State prosecutors said Thursday they want to move Texas Attorney General Ken Paxton’s trial out of Collin County because they cannot find an impartial jury there, according to the Dallas Morning News.

“Over the course of almost the last two years … Paxton’s posse of spokesmen, supporters and surrogates — a clique herein collectively referred to as ‘Team Paxton’ — has embarked on a crusade clearly calculated to taint the Collin County jury pool,” prosecutors wrote in a filing.

Prosecutors said Paxton supporters in his home county, where the alleged crimes took place, are persuading locals to rally around Paxton before his securities fraud trial takes place on May 1. The trial will likely be delayed if the venue changes, according to the Dallas Morning News.

“On behalf of Mr. Paxton, we vigorously deny the twisted and distorted allegations contained in the Motion to transfer venue, most of which pertain to actions taken by law-abiding taxpayers in the exercise of their free speech and access to the courts,” Paxton’s defense lawyer Philip Hilder said in an Austin American-Statesman
article Tuesday.

In August of 2015 the Collin County grand jury charged Paxton with two first-degree felonies for securities fraud, each carrying a maximum of 99 years in prison. The jury indicted Paxton for allegedly coaxing investors into buying stock for the company Servergy, Inc. in 2011, a company he profited off of when he was a Texas House member.

The court also charged Paxton with a third-degree felony for not registering himself as an investment adviser representative with the State Securities Board. Investment advisers help clients with investments in stock, bonds or other securities and must register their status to disclose any conflicts of interest.

According to the U.S. Securities and Exchange Commission, investment advisers tend to encourage people to invest in the company they represent because it compensates them. 

On Jan. 30 Collin County halted paying the lawyers prosecuting Paxton after a local taxpayer filed a lawsuit against the lawyers and the county.

The real estate developer who filed the lawsuit said the county exceeded a cap on payments for the three attorneys, who were initially paid up to $300 per hour, according to the Austin American-Statesman.

Michelle Smith, senior executive assistant in the Office of the Attorney General, wrote a Facebook post in October comparing Paxton’s situation to Jesus’ plight.
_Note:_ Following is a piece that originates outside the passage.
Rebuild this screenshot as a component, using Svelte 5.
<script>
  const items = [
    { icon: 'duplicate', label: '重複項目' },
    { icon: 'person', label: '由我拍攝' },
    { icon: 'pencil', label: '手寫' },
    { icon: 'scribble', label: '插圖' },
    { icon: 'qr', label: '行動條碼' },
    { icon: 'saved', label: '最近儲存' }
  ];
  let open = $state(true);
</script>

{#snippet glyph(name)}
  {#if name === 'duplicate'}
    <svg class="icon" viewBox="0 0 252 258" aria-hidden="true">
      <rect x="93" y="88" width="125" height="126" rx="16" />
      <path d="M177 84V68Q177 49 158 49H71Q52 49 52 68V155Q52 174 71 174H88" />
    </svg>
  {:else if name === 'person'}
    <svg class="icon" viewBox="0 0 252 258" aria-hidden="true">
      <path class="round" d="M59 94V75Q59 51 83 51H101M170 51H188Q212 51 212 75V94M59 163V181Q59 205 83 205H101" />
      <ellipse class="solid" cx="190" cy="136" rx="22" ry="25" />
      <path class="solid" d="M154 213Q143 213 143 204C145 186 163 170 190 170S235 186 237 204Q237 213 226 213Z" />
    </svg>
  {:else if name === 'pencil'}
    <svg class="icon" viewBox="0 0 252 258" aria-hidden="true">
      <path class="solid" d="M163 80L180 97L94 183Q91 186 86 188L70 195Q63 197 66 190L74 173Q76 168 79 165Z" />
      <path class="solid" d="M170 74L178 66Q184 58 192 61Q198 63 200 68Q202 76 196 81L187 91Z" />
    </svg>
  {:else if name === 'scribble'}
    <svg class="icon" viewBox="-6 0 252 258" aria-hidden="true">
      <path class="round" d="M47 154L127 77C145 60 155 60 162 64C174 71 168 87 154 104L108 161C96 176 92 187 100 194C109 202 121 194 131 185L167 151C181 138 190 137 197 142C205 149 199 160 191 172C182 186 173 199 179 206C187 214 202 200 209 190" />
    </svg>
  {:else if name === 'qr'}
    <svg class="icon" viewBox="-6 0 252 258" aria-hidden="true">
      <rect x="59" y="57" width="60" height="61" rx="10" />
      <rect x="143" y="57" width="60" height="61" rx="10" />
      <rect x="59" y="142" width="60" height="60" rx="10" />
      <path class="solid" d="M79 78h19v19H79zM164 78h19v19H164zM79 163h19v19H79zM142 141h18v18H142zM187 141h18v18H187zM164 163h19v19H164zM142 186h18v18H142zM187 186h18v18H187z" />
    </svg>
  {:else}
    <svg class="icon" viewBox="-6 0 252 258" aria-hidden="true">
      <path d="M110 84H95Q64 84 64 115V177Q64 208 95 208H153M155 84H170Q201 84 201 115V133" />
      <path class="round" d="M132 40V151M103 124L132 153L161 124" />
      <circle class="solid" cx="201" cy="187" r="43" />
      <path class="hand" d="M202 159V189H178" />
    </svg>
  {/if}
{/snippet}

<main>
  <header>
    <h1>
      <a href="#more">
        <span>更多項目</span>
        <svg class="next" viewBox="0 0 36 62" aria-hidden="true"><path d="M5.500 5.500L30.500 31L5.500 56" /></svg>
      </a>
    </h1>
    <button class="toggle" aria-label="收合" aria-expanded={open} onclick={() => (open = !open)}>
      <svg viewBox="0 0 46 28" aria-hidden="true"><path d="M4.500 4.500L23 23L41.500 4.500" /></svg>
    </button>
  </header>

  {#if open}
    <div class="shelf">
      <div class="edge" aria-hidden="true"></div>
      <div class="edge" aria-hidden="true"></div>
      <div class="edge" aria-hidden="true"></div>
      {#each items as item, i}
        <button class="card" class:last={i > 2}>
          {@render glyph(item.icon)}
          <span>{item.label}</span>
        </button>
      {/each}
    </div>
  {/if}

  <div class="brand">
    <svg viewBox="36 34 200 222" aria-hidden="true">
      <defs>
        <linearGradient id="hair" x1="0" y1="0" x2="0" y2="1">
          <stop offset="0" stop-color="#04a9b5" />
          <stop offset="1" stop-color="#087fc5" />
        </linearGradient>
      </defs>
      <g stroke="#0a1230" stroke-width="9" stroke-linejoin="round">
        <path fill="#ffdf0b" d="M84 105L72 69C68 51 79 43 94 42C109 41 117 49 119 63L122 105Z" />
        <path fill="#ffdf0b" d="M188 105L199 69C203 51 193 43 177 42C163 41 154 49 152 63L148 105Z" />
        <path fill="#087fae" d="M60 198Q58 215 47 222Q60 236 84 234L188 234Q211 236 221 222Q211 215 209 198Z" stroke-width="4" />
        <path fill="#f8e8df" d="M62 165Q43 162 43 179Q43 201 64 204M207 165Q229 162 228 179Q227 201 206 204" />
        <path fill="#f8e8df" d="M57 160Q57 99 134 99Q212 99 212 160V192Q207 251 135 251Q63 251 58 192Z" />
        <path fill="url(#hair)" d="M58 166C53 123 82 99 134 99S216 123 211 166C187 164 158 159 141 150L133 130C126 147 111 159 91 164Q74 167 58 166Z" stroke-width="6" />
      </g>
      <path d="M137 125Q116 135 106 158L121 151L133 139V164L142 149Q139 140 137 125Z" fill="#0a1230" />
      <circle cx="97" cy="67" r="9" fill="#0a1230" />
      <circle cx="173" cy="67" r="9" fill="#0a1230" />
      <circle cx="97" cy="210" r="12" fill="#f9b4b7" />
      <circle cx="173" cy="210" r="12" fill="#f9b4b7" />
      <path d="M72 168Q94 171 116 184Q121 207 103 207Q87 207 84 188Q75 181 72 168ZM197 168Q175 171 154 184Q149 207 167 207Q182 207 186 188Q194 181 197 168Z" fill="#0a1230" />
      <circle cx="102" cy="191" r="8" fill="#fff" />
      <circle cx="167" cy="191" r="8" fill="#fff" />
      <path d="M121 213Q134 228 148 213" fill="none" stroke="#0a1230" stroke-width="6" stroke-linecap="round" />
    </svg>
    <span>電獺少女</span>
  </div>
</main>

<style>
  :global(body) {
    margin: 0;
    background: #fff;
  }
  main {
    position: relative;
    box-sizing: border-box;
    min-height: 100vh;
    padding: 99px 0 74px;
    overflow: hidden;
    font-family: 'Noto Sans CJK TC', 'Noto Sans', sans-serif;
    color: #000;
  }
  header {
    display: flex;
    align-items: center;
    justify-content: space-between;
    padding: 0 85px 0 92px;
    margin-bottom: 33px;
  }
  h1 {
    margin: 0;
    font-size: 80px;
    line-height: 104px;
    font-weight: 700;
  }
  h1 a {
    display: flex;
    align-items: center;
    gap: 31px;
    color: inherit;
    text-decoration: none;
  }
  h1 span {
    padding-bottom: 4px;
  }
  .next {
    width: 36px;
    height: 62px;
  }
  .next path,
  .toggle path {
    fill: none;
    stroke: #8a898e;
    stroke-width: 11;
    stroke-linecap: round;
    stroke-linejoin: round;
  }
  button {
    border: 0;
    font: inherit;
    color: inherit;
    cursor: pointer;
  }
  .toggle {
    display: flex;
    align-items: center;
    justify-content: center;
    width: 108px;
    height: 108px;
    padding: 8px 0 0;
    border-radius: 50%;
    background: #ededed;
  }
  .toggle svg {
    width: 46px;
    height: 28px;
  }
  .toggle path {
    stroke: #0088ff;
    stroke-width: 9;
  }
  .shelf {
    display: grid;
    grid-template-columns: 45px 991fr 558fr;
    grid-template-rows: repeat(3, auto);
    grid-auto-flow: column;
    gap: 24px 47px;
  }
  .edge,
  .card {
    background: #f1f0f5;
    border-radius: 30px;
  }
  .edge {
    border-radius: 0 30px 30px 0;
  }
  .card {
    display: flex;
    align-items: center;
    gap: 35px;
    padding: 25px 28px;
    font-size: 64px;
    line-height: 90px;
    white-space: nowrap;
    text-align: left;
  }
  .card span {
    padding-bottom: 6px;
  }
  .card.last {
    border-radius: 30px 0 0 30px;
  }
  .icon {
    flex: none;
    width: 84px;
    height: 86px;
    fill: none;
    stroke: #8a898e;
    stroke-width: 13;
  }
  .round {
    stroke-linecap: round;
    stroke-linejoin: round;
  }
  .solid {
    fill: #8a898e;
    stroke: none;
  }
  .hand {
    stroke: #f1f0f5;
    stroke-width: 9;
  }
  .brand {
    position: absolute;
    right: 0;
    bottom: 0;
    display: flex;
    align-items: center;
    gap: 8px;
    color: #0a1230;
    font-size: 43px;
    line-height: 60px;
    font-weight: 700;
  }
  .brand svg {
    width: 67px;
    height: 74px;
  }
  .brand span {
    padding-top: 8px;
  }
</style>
“Friends, remember when they wanted to kill Jesus, an innocent man?” Smith said in the post. “No judge wanted to clear him, so they kept passing him from Judge to Judge because they knew he was INNOCENT!”

Paxton, who has been Texas Attorney General since Jan. 2015, said in a video last year he will continue his work despite the trial, which may take place near the beginning of state primaries.

“I’m not going anywhere,” Paxton said in the video. “And I want you to know that I will continue to do the job I was elected to do.”